| Stated problem |
Copy the data exactly as it appears, and do not include any pictures.

--- Recorded data ---

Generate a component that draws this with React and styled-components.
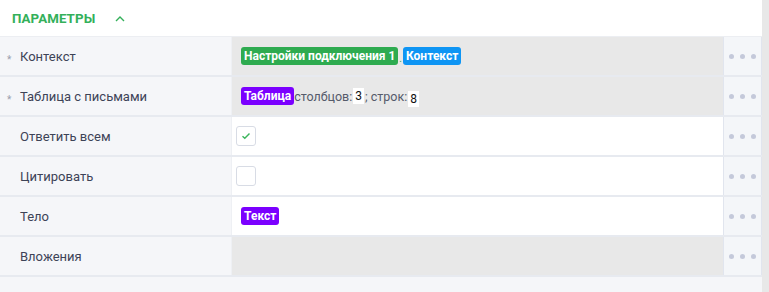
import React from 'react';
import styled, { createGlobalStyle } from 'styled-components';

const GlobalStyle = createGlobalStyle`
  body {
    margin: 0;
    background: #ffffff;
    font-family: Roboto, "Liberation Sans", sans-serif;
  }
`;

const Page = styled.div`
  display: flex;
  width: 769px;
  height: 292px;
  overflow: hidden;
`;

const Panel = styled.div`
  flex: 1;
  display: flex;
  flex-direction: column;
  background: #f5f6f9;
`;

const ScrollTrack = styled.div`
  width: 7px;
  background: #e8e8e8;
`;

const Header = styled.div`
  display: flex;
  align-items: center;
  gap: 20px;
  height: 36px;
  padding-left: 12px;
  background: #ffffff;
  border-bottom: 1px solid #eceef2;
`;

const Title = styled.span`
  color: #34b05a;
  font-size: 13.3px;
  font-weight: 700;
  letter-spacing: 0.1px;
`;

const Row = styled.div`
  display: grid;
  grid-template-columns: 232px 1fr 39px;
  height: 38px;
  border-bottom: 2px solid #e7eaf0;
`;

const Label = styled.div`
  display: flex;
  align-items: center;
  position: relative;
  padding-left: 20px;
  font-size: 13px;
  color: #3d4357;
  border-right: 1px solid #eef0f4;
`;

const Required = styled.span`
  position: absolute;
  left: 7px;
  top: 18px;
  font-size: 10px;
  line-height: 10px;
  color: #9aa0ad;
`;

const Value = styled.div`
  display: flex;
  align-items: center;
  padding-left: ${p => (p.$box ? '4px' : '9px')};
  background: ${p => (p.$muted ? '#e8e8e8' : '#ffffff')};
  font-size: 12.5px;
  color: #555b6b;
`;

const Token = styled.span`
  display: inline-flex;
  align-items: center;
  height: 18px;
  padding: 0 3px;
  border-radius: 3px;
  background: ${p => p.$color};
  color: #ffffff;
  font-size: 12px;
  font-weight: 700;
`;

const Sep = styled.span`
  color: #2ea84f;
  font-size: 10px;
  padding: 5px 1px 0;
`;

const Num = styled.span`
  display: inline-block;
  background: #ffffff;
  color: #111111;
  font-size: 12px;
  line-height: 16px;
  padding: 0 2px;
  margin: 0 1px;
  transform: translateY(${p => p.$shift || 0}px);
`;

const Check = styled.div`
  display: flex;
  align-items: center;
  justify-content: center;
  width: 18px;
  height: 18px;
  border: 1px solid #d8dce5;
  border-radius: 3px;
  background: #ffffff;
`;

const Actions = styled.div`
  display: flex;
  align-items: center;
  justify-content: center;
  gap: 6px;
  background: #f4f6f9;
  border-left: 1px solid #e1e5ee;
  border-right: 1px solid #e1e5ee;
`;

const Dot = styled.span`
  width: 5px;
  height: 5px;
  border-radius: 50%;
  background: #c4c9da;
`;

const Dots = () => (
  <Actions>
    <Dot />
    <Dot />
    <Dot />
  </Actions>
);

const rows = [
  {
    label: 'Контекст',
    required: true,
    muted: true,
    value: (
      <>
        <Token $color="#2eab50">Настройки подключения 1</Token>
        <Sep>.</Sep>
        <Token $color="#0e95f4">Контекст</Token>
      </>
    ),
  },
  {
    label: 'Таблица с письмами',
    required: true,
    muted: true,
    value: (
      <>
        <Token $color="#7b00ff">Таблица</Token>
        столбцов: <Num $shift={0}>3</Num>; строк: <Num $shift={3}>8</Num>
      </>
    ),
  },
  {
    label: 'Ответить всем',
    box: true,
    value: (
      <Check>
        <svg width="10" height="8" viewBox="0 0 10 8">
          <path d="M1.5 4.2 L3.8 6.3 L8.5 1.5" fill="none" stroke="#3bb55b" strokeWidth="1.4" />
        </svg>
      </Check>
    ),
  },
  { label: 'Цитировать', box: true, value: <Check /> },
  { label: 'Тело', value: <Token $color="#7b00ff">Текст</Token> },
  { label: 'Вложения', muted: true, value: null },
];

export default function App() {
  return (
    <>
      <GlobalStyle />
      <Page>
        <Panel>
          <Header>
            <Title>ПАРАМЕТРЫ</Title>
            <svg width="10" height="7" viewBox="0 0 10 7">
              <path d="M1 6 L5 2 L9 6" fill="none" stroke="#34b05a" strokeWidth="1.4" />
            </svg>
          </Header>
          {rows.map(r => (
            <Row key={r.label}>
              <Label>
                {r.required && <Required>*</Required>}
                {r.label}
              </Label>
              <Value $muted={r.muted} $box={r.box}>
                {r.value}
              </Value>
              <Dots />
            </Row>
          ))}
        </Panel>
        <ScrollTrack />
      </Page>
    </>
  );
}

---

| Solution below |
Generate a component that draws this with React and styled-components.
import React from 'react';
import styled, { createGlobalStyle } from 'styled-components';

const GlobalStyle = createGlobalStyle`
  body {
    margin: 0;
    background: #ffffff;
    font-family: Roboto, "Liberation Sans", sans-serif;
  }
`;

const Page = styled.div`
  display: flex;
  width: 769px;
  height: 292px;
  overflow: hidden;
`;

const Panel = styled.div`
  flex: 1;
  display: flex;
  flex-direction: column;
  background: #f5f6f9;
`;

const ScrollTrack = styled.div`
  width: 7px;
  background: #e8e8e8;
`;

const Header = styled.div`
  display: flex;
  align-items: center;
  gap: 20px;
  height: 36px;
  padding-left: 12px;
  background: #ffffff;
  border-bottom: 1px solid #eceef2;
`;

const Title = styled.span`
  color: #34b05a;
  font-size: 13.3px;
  font-weight: 700;
  letter-spacing: 0.1px;
`;

const Row = styled.div`
  display: grid;
  grid-template-columns: 232px 1fr 39px;
  height: 38px;
  border-bottom: 2px solid #e7eaf0;
`;

const Label = styled.div`
  display: flex;
  align-items: center;
  position: relative;
  padding-left: 20px;
  font-size: 13px;
  color: #3d4357;
  border-right: 1px solid #eef0f4;
`;

const Required = styled.span`
  position: absolute;
  left: 7px;
  top: 18px;
  font-size: 10px;
  line-height: 10px;
  color: #9aa0ad;
`;

const Value = styled.div`
  display: flex;
  align-items: center;
  padding-left: ${p => (p.$box ? '4px' : '9px')};
  background: ${p => (p.$muted ? '#e8e8e8' : '#ffffff')};
  font-size: 12.5px;
  color: #555b6b;
`;

const Token = styled.span`
  display: inline-flex;
  align-items: center;
  height: 18px;
  padding: 0 3px;
  border-radius: 3px;
  background: ${p => p.$color};
  color: #ffffff;
  font-size: 12px;
  font-weight: 700;
`;

const Sep = styled.span`
  color: #2ea84f;
  font-size: 10px;
  padding: 5px 1px 0;
`;

const Num = styled.span`
  display: inline-block;
  background: #ffffff;
  color: #111111;
  font-size: 12px;
  line-height: 16px;
  padding: 0 2px;
  margin: 0 1px;
  transform: translateY(${p => p.$shift || 0}px);
`;

const Check = styled.div`
  display: flex;
  align-items: center;
  justify-content: center;
  width: 18px;
  height: 18px;
  border: 1px solid #d8dce5;
  border-radius: 3px;
  background: #ffffff;
`;

const Actions = styled.div`
  display: flex;
  align-items: center;
  justify-content: center;
  gap: 6px;
  background: #f4f6f9;
  border-left: 1px solid #e1e5ee;
  border-right: 1px solid #e1e5ee;
`;

const Dot = styled.span`
  width: 5px;
  height: 5px;
  border-radius: 50%;
  background: #c4c9da;
`;

const Dots = () => (
  <Actions>
    <Dot />
    <Dot />
    <Dot />
  </Actions>
);

const rows = [
  {
    label: 'Контекст',
    required: true,
    muted: true,
    value: (
      <>
        <Token $color="#2eab50">Настройки подключения 1</Token>
        <Sep>.</Sep>
        <Token $color="#0e95f4">Контекст</Token>
      </>
    ),
  },
  {
    label: 'Таблица с письмами',
    required: true,
    muted: true,
    value: (
      <>
        <Token $color="#7b00ff">Таблица</Token>
        столбцов: <Num $shift={0}>3</Num>; строк: <Num $shift={3}>8</Num>
      </>
    ),
  },
  {
    label: 'Ответить всем',
    box: true,
    value: (
      <Check>
        <svg width="10" height="8" viewBox="0 0 10 8">
          <path d="M1.5 4.2 L3.8 6.3 L8.5 1.5" fill="none" stroke="#3bb55b" strokeWidth="1.4" />
        </svg>
      </Check>
    ),
  },
  { label: 'Цитировать', box: true, value: <Check /> },
  { label: 'Тело', value: <Token $color="#7b00ff">Текст</Token> },
  { label: 'Вложения', muted: true, value: null },
];

export default function App() {
  return (
    <>
      <GlobalStyle />
      <Page>
        <Panel>
          <Header>
            <Title>ПАРАМЕТРЫ</Title>
            <svg width="10" height="7" viewBox="0 0 10 7">
              <path d="M1 6 L5 2 L9 6" fill="none" stroke="#34b05a" strokeWidth="1.4" />
            </svg>
          </Header>
          {rows.map(r => (
            <Row key={r.label}>
              <Label>
                {r.required && <Required>*</Required>}
                {r.label}
              </Label>
              <Value $muted={r.muted} $box={r.box}>
                {r.value}
              </Value>
              <Dots />
            </Row>
          ))}
        </Panel>
        <ScrollTrack />
      </Page>
    </>
  );
}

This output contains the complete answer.